◆ **What is asked**: From the first line of the data below through the line holding "status bar ---------- */", output each line exactly and leave the pictures out.

** Begin Data provided **

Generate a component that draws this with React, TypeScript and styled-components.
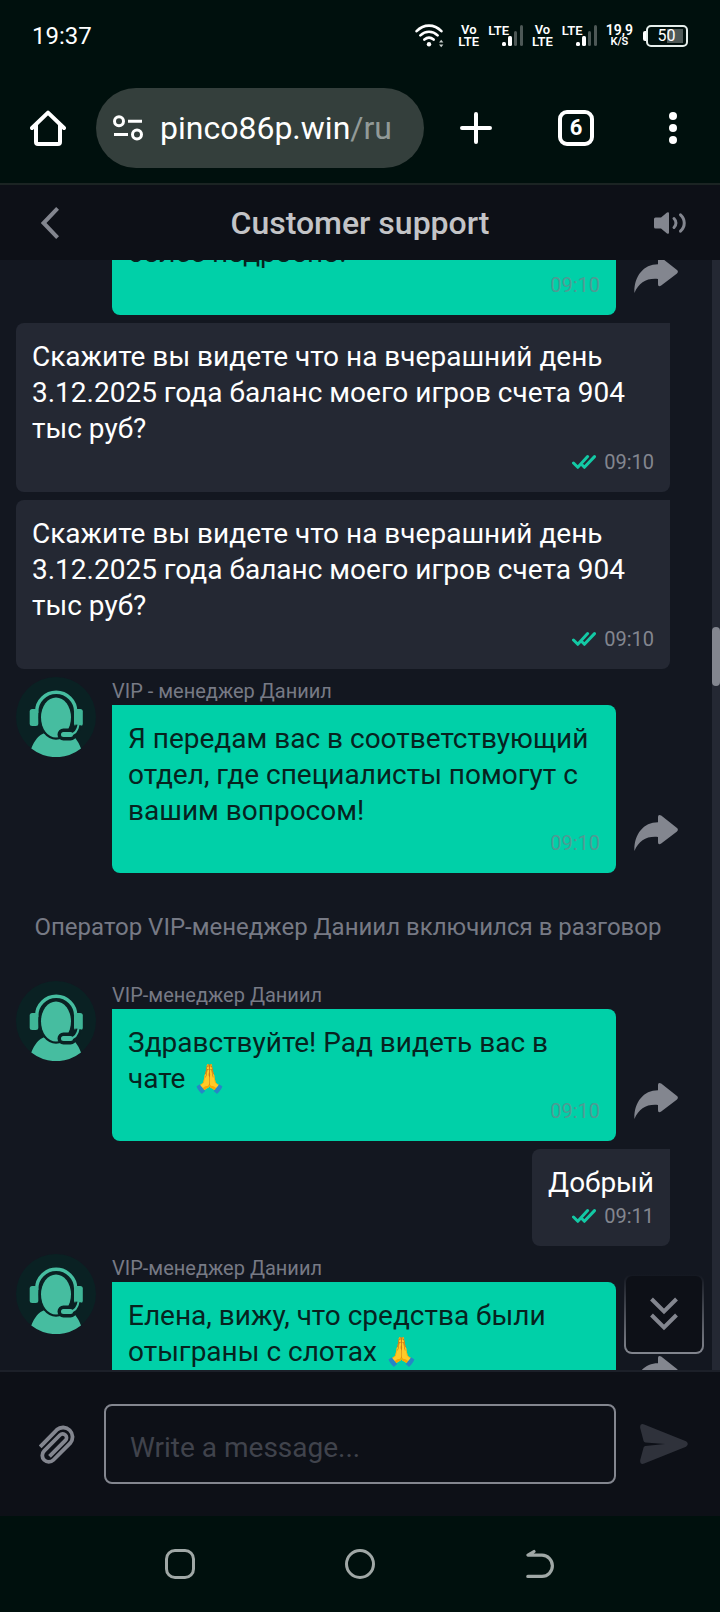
import React, { useLayoutEffect, useRef } from "react";
import styled, { createGlobalStyle, css } from "styled-components";

const GlobalStyle = createGlobalStyle`
  *, *::before, *::after { box-sizing: border-box; }
  body { margin: 0; background: #00100d; font-family: Roboto, "Liberation Sans", sans-serif; }
  button { border: 0; padding: 0; background: none; color: inherit; font: inherit; cursor: pointer; }
  svg { display: block; flex: none; }
`;

const Screen = styled.div`
  display: flex;
  flex-direction: column;
  height: 100vh;
  background: #131720;
  overflow: hidden;
`;

/* ---------- phone status bar ---------- */

const StatusBar = styled.div`
  flex: none;
  display: flex;
  align-items: center;
  justify-content: space-between;
  height: 72px;
  padding: 0 32px;
  background: #00100d;
  color: #fff;
`;

const Clock = styled.time`
  font-size: 24px;
  line-height: 28px;
`;

const Indicators = styled.div`
  display: flex;
  align-items: center;
`;

const Stack = styled.span<{ $left: number }>`
  display: flex;
  flex-direction: column;
  align-items: center;
  margin-left: ${(p) => p.$left}px;
  font-size: 13px;
  font-weight: 600;
  line-height: 12px;
`;

const Speed = styled(Stack)`
  font-size: 14px;
  small {
    font-size: 11px;
  }
`;

const Signal = styled.span`
  display: flex;
  margin-left: 9px;
  font-size: 13px;
  font-weight: 600;
  line-height: 12px;
  svg {
    margin-left: -7px;
  }
`;

const Battery = styled.span`
  display: flex;
  align-items: center;
  margin-left: 10px;
  &::before {
    content: "";
    width: 3px;
    height: 10px;
    border-radius: 2px 0 0 2px;
    background: #fff;
  }
`;

const BatteryCell = styled.span`
  width: 42px;
  height: 22px;
  padding-right: 1px;
  border: 2px solid #e6efec;
  border-radius: 5px;
  background: linear-gradient(#4d5856, #4d5856) 19px 2px / 16px 14px no-repeat;
  font-size: 16px;
  line-height: 18px;
  text-align: center;
`;

/* ---------- browser toolbar ---------- */

const Toolbar = styled.div`
  flex: none;
  display: flex;
  align-items: center;
  height: 113px;
  border-bottom: 2px solid #1b2423;
  background: #00100d;
  color: #fff;
`;

const ToolButton = styled.button<{ $width: number }>`
  flex: none;
  display: flex;
  align-items: center;
  justify-content: center;
  width: ${(p) => p.$width}px;
  height: 80px;
`;

const AddressBar = styled.button`
  flex: 1;
  display: flex;
  align-items: center;
  gap: 16px;
  min-width: 0;
  height: 80px;
  margin-right: 2px;
  padding: 0 16px;
  border-radius: 40px;
  background: #343f3c;
  font-size: 32px;
  line-height: 40px;
  white-space: nowrap;
`;

const UrlPath = styled.span`
  color: #929a98;
`;

const TabCount = styled.span`
  width: 36px;
  height: 36px;
  border: 4px solid #fff;
  border-radius: 9px;
  font-size: 22px;
  font-weight: 700;
  line-height: 28px;
  text-align: center;
`;

/* ---------- support chat ---------- */

const ChatHeader = styled.header`
  flex: none;
  display: flex;
  align-items: center;
  height: 75px;
  background: #0d1017;
  color: #83868f;
`;

const HeaderButton = styled(ToolButton)`
  height: 74px;
`;

const Title = styled.h1`
  flex: 1;
  margin: 0;
  color: #c3c4c7;
  font-size: 32px;
  font-weight: 500;
  line-height: 36px;
  text-align: center;
`;

const ChatArea = styled.main`
  position: relative;
  flex: 1;
  display: flex;
  min-height: 0;
`;

const Messages = styled.div`
  flex: 1;
  min-width: 0;
  display: flex;
  flex-direction: column;
  gap: 8px;
  overflow-y: auto;
  scrollbar-width: none;
`;

const Track = styled.div`
  flex: none;
  width: 8px;
  background: #242833;
`;

const Thumb = styled.div`
  height: 59px;
  margin-top: 367px;
  border-radius: 4px;
  background: #83868f;
`;

const AgentRow = styled.div`
  flex: none;
  display: flex;
  align-items: flex-start;
  padding: 0 16px;
`;

const AvatarSlot = styled.div`
  flex: none;
  width: 96px;
`;

const AgentColumn = styled.div`
  flex: 1;
  min-width: 0;
`;

const AgentName = styled.div`
  height: 28px;
  color: #777a85;
  font-size: 20px;
  line-height: 28px;
`;

const UserRow = styled.div`
  flex: none;
  display: flex;
  justify-content: flex-end;
  padding: 0 42px 0 16px;
`;

const Bubble = styled.div<{ $mine?: boolean }>`
  padding: 16px;
  font-size: 28px;
  line-height: 36px;
  ${(p) =>
    p.$mine
      ? css`
          border-radius: 8px 0 8px 8px;
          background: #242833;
          color: #fff;
        `
      : css`
          border-radius: 0 8px 8px 8px;
          background: #00d0a8;
          color: #07231f;
        `}
`;

const BubbleText = styled.p`
  margin: 0;
`;

const Meta = styled.div<{ $mine?: boolean }>`
  display: flex;
  align-items: center;
  justify-content: flex-end;
  gap: 8px;
  height: ${(p) => (p.$mine ? 29 : 28)}px;
  color: ${(p) => (p.$mine ? "#83868f" : "#4f9a93")};
  font-size: 20px;
  line-height: 28px;
`;

const ShareButton = styled.button`
  flex: none;
  align-self: flex-end;
  display: flex;
  justify-content: center;
  width: 80px;
  padding-bottom: 22px;
  color: #83868f;
`;

const Notice = styled.p`
  flex: none;
  margin: 0;
  padding: 32px 40px 32px 24px;
  color: #777a85;
  font-size: 24px;
  line-height: 28px;
  text-align: center;
`;

const JumpButton = styled.button`
  position: absolute;
  right: 16px;
  bottom: 16px;
  width: 80px;
  height: 80px;
  display: flex;
  align-items: center;
  justify-content: center;
  border: 2px solid transparent;
  border-radius: 8px;
  background:
    linear-gradient(#0d1017, #0d1017) padding-box,
    linear-gradient(#131720, #83868f) border-box;
  color: #83868f;
`;

const Composer = styled.form`
  flex: none;
  display: flex;
  align-items: center;
  padding: 32px 8px 32px 0;
  border-top: 2px solid #1c2029;
  background: #0d1017;
`;

const AttachButton = styled(ToolButton)`
  padding-left: 10px;
  color: #83868f;
`;

const SendButton = styled(ToolButton)`
  color: #2f323b;
`;

const MessageInput = styled.input`
  flex: 1;
  min-width: 0;
  height: 80px;
  padding: 6px 24px 0;
  border: 2px solid #83868f;
  border-radius: 8px;
  background: transparent;
  color: #fff;
  font: 28px Roboto, "Liberation Sans", sans-serif;
  outline: none;
  &::placeholder {
    color: #40434c;
    opacity: 1;
  }
`;

/* ---------- phone navigation ---------- */

const NavBar = styled.nav`
  flex: none;
  display: flex;
  justify-content: center;
  height: 96px;
  background: #00100d;
  color: #a0a8a6;
`;

const NavButton = styled.button`
  width: 25%;
  display: flex;
  align-items: center;
  justify-content: center;
`;

/* ---------- drawings ---------- */

const WifiIcon = () => (
  <svg width="30" height="24" viewBox="0 0 30 24" fill="none" stroke="#fff" strokeWidth="2.6" strokeLinecap="round">
    <path d="M1.6 7.2C8.8-.2 19.2-.2 26.4 7.2M5.4 11.4c5-4.8 12.2-4.8 17.2 0M9.4 15.6c2.8-2.4 6.4-2.4 9.2 0" />
    <circle cx="14" cy="20.3" r="2.2" fill="#fff" stroke="none" />
    <path d="m24 18.4 2.2-2.6 2.2 2.6zM24 20.6l2.2 2.6 2.2-2.6z" fill="#c9d0ce" stroke="none" />
  </svg>
);

const BarsIcon = () => (
  <svg width="22" height="22" viewBox="0 0 22 22" fill="#fff">
    <rect x="0" y="17" width="4" height="4" rx="1.5" />
    <rect x="6" y="11" width="4" height="10" rx="1.5" />
    <rect x="12" y="6" width="3" height="15" rx="1.5" fill="#4d5856" />
    <rect x="18" y="0" width="3" height="21" rx="1.5" fill="#4d5856" />
  </svg>
);

const HomeIcon = () => (
  <svg width="36" height="36" viewBox="0 0 36 36" fill="none" stroke="#fff" strokeWidth="4" strokeLinecap="round" strokeLinejoin="round">
    <path d="M2 18 18 2.6 34 18M6 15v17q0 2 2 2h20q2 0 2-2V15" />
  </svg>
);

const SiteSettingsIcon = () => (
  <svg width="32" height="28" viewBox="0 0 32 28" fill="none" stroke="#fff" strokeWidth="3">
    <circle cx="7" cy="7.3" r="4.5" />
    <path d="M16 7.3h14M2 20.5h14" />
    <circle cx="25" cy="20.5" r="4.5" />
  </svg>
);

const PlusIcon = () => (
  <svg width="32" height="32" viewBox="0 0 32 32" stroke="#fff" strokeWidth="4" strokeLinecap="round">
    <path d="M16 2v28M2 16h28" />
  </svg>
);

const DotsIcon = () => (
  <svg width="8" height="32" viewBox="0 0 8 32" fill="#fff">
    <circle cx="4" cy="4" r="4" />
    <circle cx="4" cy="16" r="4" />
    <circle cx="4" cy="28" r="4" />
  </svg>
);

const BackIcon = () => (
  <svg width="18" height="32" viewBox="0 0 18 32" fill="none" stroke="currentColor" strokeWidth="4">
    <path d="M16.6 1.4 2.6 16l14 14.6" />
  </svg>
);

const SoundIcon = () => (
  <svg width="32" height="22" viewBox="0 0 32 22" fill="none" stroke="currentColor" strokeWidth="3" strokeLinecap="round">
    <path d="M1.5 5.5H7L13 .5Q15 -.5 15 1.5V20.500Q15 22.500 13 21.500L7 16.500H1.500Q0 16.500 0 15V7Q0 5.500 1.500 5.500z" fill="currentColor" stroke="none" />
    <path d="M20 6.500c2.600 2.600 2.600 6.400 0 9M26.500 2.800c5 4.600 5 11.800 0 16.400" />
  </svg>
);

const ShareIcon = () => (
  <svg width="44" height="36" viewBox="0 0 44 36" fill="currentColor">
    <path d="M.4 36C-.2 20 9 7.300 24 7.300V2Q24-.9 27.200.6L43 13q1.800 1.700 0 3.400L27.200 28.600Q24 30.200 24 27.200V22C12.500 21 5 25.500.4 36z" />
  </svg>
);

const TicksIcon = () => (
  <svg width="24" height="14" viewBox="0 0 24 14" fill="none" stroke="#13c9a5" strokeWidth="3" strokeLinecap="round" strokeLinejoin="round">
    <path d="M1.500 8 5.800 12.300 15.600 1.600M9.400 9.300l3 3L22.500 1.600" />
  </svg>
);

const DoubleChevronIcon = () => (
  <svg width="28" height="34" viewBox="0 0 28 34" fill="none" stroke="currentColor" strokeWidth="4">
    <path d="m1.500 2 12.500 12.500L26.500 2M1.500 18 14 30.500 26.500 18" />
  </svg>
);

const ClipIcon = () => (
  <svg width="36" height="40" viewBox="0 0 36 40" fill="none" stroke="currentColor" strokeWidth="3.800">
    <path d="M1.200 22.800 17.800 5.800A9.500 9.500 0 0 1 31.200 19.200L14.400 36A6.500 6.500 0 0 1 5.200 26.800L21 11A3.800 3.800 0 0 1 26.400 16.400L10.500 32.300" />
  </svg>
);

const SendIcon = () => (
  <svg width="48" height="40" viewBox="0 0 48 40" fill="currentColor">
    <path d="M.2 4Q-.3-1 4.200.4L46 17.300q3.600 2.700 0 5.400L4.200 39.600Q-.3 41 .2 36L3.600 23.500Q4 22.200 5.400 22L25 20 5.400 18.400Q4 18.300 3.600 17z" />
  </svg>
);

const RecentsIcon = () => (
  <svg width="30" height="30" viewBox="0 0 30 30" fill="none" stroke="currentColor" strokeWidth="3">
    <rect x="1.500" y="1.500" width="27" height="27" rx="8.500" />
  </svg>
);

const CircleIcon = () => (
  <svg width="30" height="30" viewBox="0 0 30 30" fill="none" stroke="currentColor" strokeWidth="3">
    <circle cx="15" cy="15" r="13.500" />
  </svg>
);

const ReturnIcon = () => (
  <svg width="28" height="30" viewBox="0 0 28 30" fill="none" stroke="currentColor" strokeWidth="3.200" strokeLinecap="round" strokeLinejoin="round">
    <path d="M8 2.500 2 6.200H16a10.400 10.600 0 0 1 0 21.200H1.800" />
  </svg>
);

const Avatar = () => (
  <svg width="80" height="80" viewBox="0 0 80 80">
    <circle cx="40" cy="40" r="40" fill="#0a2123" />
    <path d="M20.700 36V34.500a19.300 19 0 0 1 39 0V36" fill="none" stroke="#46bda0" strokeWidth="3.400" />
    <rect x="13.700" y="32" width="8.600" height="17" rx="2.500" fill="#3fb597" />
    <rect x="58" y="32" width="8.800" height="17" rx="2.500" fill="#3fb597" />
    <path d="M15.300 71.500C18.500 63 23 58 28.500 56q11.500 9 23 0C57.500 58 62 63 65 71.500A40 40 0 0 1 15.300 71.500z" fill="#46bda0" />
    <ellipse cx="40" cy="40.500" rx="17.300" ry="22.300" fill="#0a2123" />
    <ellipse cx="40" cy="40.500" rx="15" ry="20" fill="#46bda0" />
    <path d="M62.500 48C61.500 54 59 57 54 57.500" fill="none" stroke="#0a2123" strokeWidth="6" />
    <rect x="43.500" y="53.500" width="15" height="8" rx="4" fill="none" stroke="#0a2123" strokeWidth="4" />
    <path d="M62.500 48C61.500 54 59 57 54 57.500" fill="none" stroke="#46bda0" strokeWidth="2" />
    <rect x="45" y="55" width="12" height="5" rx="2.500" fill="#46bda0" />
  </svg>
);

/* ---------- message rows ---------- */

function AgentMessage({ name, time, children }: { name?: string; time: string; children: React.ReactNode }) {
  return (
    <AgentRow>
      <AvatarSlot>{name && <Avatar />}</AvatarSlot>
      <AgentColumn>
        {name && <AgentName>{name}</AgentName>}
        <Bubble>
          <BubbleText>{children}</BubbleText>
          <Meta>
            <time>{time}</time>
          </Meta>
        </Bubble>
      </AgentColumn>
      <ShareButton type="button" aria-label="Share">
        <ShareIcon />
      </ShareButton>
    </AgentRow>
  );
}

function UserMessage({ time, children }: { time: string; children: React.ReactNode }) {
  return (
    <UserRow>
      <Bubble $mine>
        <BubbleText>{children}</BubbleText>
        <Meta $mine>
          <TicksIcon />
          <time>{time}</time>
        </Meta>
      </Bubble>
    </UserRow>
  );
}

const VoLte = ({ left }: { left: number }) => (
  <Stack $left={left}>
    <span>Vo</span>
    <span>LTE</span>
  </Stack>
);

const QUESTION = "Скажите вы видете что на вчерашний день 3.12.2025 года баланс моего игров счета 904 тыс руб?";

export default function App() {
  const messages = useRef<HTMLDivElement>(null);

  useLayoutEffect(() => {
    if (messages.current) messages.current.scrollTop = 41;
  }, []);

  return (
    <Screen>
      <GlobalStyle />
      <StatusBar>
        <Clock>19:37</Clock>
        <Indicators>
          <WifiIcon />
          <VoLte left={13} />
          <Signal>
            LTE
            <BarsIcon />
          </Signal>
          <VoLte left={8} />
          <Signal>
            LTE
            <BarsIcon />
          </Signal>
          <Speed $left={8}>
            <span>19,9</span>
            <small>K/S</small>
          </Speed>
          <Battery>
            <BatteryCell>50</BatteryCell>
          </Battery>
        </Indicators>
      </StatusBar>

      <Toolbar>
        <ToolButton $width={96} aria-label="Home">
          <HomeIcon />
        </ToolButton>
        <AddressBar>
          <SiteSettingsIcon />
          <span>
            pinco86p.win<UrlPath>/ru</UrlPath>
          </span>
        </AddressBar>
        <ToolButton $width={100} aria-label="New tab">
          <PlusIcon />
        </ToolButton>
        <ToolButton $width={100} aria-label="Tabs">
          <TabCount>6</TabCount>
        </ToolButton>
        <ToolButton $width={94} aria-label="Menu">
          <DotsIcon />
        </ToolButton>
      </Toolbar>

      <ChatHeader>
        <HeaderButton $width={100} aria-label="Back">
          <BackIcon />
        </HeaderButton>
        <Title>Customer support</Title>
        <HeaderButton $width={100} aria-label="Sound">
          <SoundIcon />
        </HeaderButton>
      </ChatHeader>

      <ChatArea>
        <Messages ref={messages}>
          <AgentMessage time="09:10">более подробно.</AgentMessage>
          <UserMessage time="09:10">{QUESTION}</UserMessage>
          <UserMessage time="09:10">{QUESTION}</UserMessage>
          <AgentMessage name="VIP - менеджер Даниил" time="09:10">
            Я передам вас в соответствующий отдел, где специалисты помогут с вашим вопросом!
          </AgentMessage>
          <Notice>Оператор VIP-менеджер Даниил включился в разговор</Notice>
          <AgentMessage name="VIP-менеджер Даниил" time="09:10">
            Здравствуйте! Рад видеть вас в чате 🙏
          </AgentMessage>
          <UserMessage time="09:11">Добрый</UserMessage>
          <AgentMessage name="VIP-менеджер Даниил" time="09:11">
            Елена, вижу, что средства были отыграны с слотах 🙏
          </AgentMessage>
        </Messages>
        <Track>
          <Thumb />
        </Track>
        <JumpButton type="button" aria-label="Scroll to latest">
          <DoubleChevronIcon />
        </JumpButton>
      </ChatArea>

      <Composer onSubmit={(e) => e.preventDefault()}>
        <AttachButton type="button" $width={104} aria-label="Attach file">
          <ClipIcon />
        </AttachButton>
        <MessageInput aria-label="Message" placeholder="Write a message..." />
        <SendButton type="submit" $width={96} aria-label="Send">
          <SendIcon />
        </SendButton>
      </Composer>

      <NavBar>
        <NavButton aria-label="Recent apps">
          <RecentsIcon />
        </NavButton>
        <NavButton aria-label="Home screen">
          <CircleIcon />
        </NavButton>
        <NavButton aria-label="Go back">
          <ReturnIcon />
        </NavButton>
      </NavBar>
    </Screen>
  );
}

** End Data provided **

◆ **Expected answer**:
Generate a component that draws this with React, TypeScript and styled-components.
import React, { useLayoutEffect, useRef } from "react";
import styled, { createGlobalStyle, css } from "styled-components";

const GlobalStyle = createGlobalStyle`
  *, *::before, *::after { box-sizing: border-box; }
  body { margin: 0; background: #00100d; font-family: Roboto, "Liberation Sans", sans-serif; }
  button { border: 0; padding: 0; background: none; color: inherit; font: inherit; cursor: pointer; }
  svg { display: block; flex: none; }
`;

const Screen = styled.div`
  display: flex;
  flex-direction: column;
  height: 100vh;
  background: #131720;
  overflow: hidden;
`;

/* ---------- phone status bar ---------- */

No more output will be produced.